Chinese medical and technical experts share their experience with their Venezuelan counterparts in Caracas, Venezuela, April 1, 2020. Chinese and Venezuelan experts gathered in Caracas on Wednesday to assess diagnostic procedures to bolster Venezuela's capacity to tackle the COVID-19 epidemic. (Photo: Xinhua)
Denouncing some politicians and media outlets accusations of COVID-19 as the“China virus”, virologists around the globe stressed that the real origin of the lethal virus remains unknown, while such name-calling may lead to further racial discrimination, dampening the impartial study of the virus.
Pressed for time, the rapid escalation and global spread of infection has reached almost every country, territory and area, with exponential growth in the number of new cases. According to WHO’s report on April 1, in the next few days 1 million confirmed cases and 50 thousand deaths are expected.
The rapid spread of the virus worldwide has stirred up conspiracy and prejudice against China, where the virus was first reported, with many governmental officials and major media outlets calling the virus “China virus,” despite the origin of the virus still unclear.

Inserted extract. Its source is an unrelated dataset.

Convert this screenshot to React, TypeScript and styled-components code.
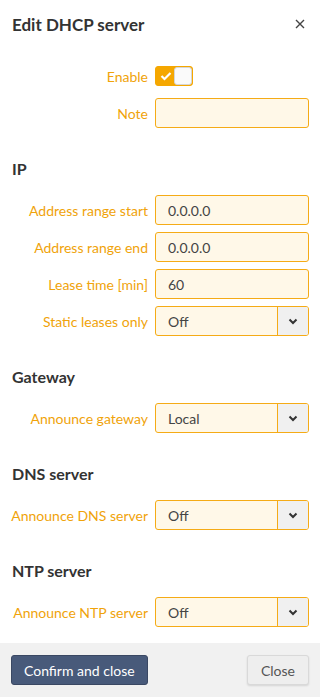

The stigmatization of China and relating Chinese to the virus has already led to severe consequences. Xenophobic incidents toward the Asian community are happening far too often in the wake of COVID-19, while San Francisco State University's Asian American Studies Department's latest study shows in a four-week period there was a 50% increase in discrimination in news related to the coronavirus, totaling 140-stories by week four.
“Viruses know no borders and they don’t care about your ethnicity, the color of your skin or how much money you have in the bank. It’s really important we be careful in the language we use lest it lead to the profiling of individuals associated with the virus,” said Mike Ryan, the executive director of WHO’s emergencies program.
Real origin still unknown
Anthony Fauci (front), director of the U.S. National Institute of Allergy and Infectious Diseases (NIAID), attends a press conference on the COVID-19 at the White House in Washington D.C. March 9, 2020. He told Science magazine that he has never called and would never call COVID-19 a "China virus." (Photo: Xinhua)
Though the outbreak of COVID-19 was first reported in a fish market in Wuhan, Hubei province in December, experts noted that the real origin of the virus remains unconfirmed, with possibilities the virus may developed elsewhere way before the Wuhan outbreak.
According to Reuters’ report on March 26, Italian researchers are looking at whether a higher than usual number of cases of severe pneumonia and flu in Lombardy, in the last quarter of 2019, may be a signal that the new coronavirus might have spread beyond China earlier than previously thought.
“We want to know if the virus was already here in Italy at the end of 2019, and - if yes - why it remained undetected for a relatively long period so that we could have a clearer picture in case we have to face a second wave of the epidemic,” Adriano Decarli, an epidemiologist and medical statistics professor at the University of Milan, told Reuters.
According to Decarli, there was a “significant” increase in the number of people hospitalized for pneumonia and flu in the areas of Milan and Lodi between October and December of last year.
Echoing Decarli, Chinese scientists have also proposed a hypothesis that the virus may have started to spread beyond China earlier than December. According to South China Morning Post’s report in February, researchers from Xishuangbanna Tropical Botanical Garden, under the Chinese Academy of Sciences and the Chinese Institute for Brain Research, sequenced the genomic data of 93 COVID-19 samples provided by 12 countries in a bid to track down the source of the infection, concluding the virus was instead imported from outside the fish market.
During an interview with ABC News in March, Dr. Robert Garry, a professor at the Tulane University School of Medicine and one of the authors of the study, noted that the pandemic may have been triggered by a mutation in surface proteins of the virus. It's also possible that a less severe version of the illness was circulating through the population for years, perhaps even decades, before escalating to this point.
While many believe the virus originated at a fish market in Wuhan, China, Garry said that is also a misconception.
"Our analyses, and others too, point to an earlier origin than that," Garry said. "There were definitely cases there, but that wasn’t the origin of the virus."
In addition to announcing the real birthplace of the virus is still unclear, scientists have also denounced the conspiracy that the virus was man-made in Chinese labs. According to a paper published in the scientific journal Nature Medicine in March, COVID-19 is not a laboratory construct or a purposefully manipulated virus, with the researchers concluding “we do not believe that any type of laboratory-based scenario is plausible.”
Such conclusion is also backed by data from Scripps Research Institute on March 17, an American medical research facility that focuses on biomedical science. The research reiterated that COVID-19 coronavirus epidemic has a natural origin and no evidence shows that the virus was made in a laboratory or otherwise engineered.”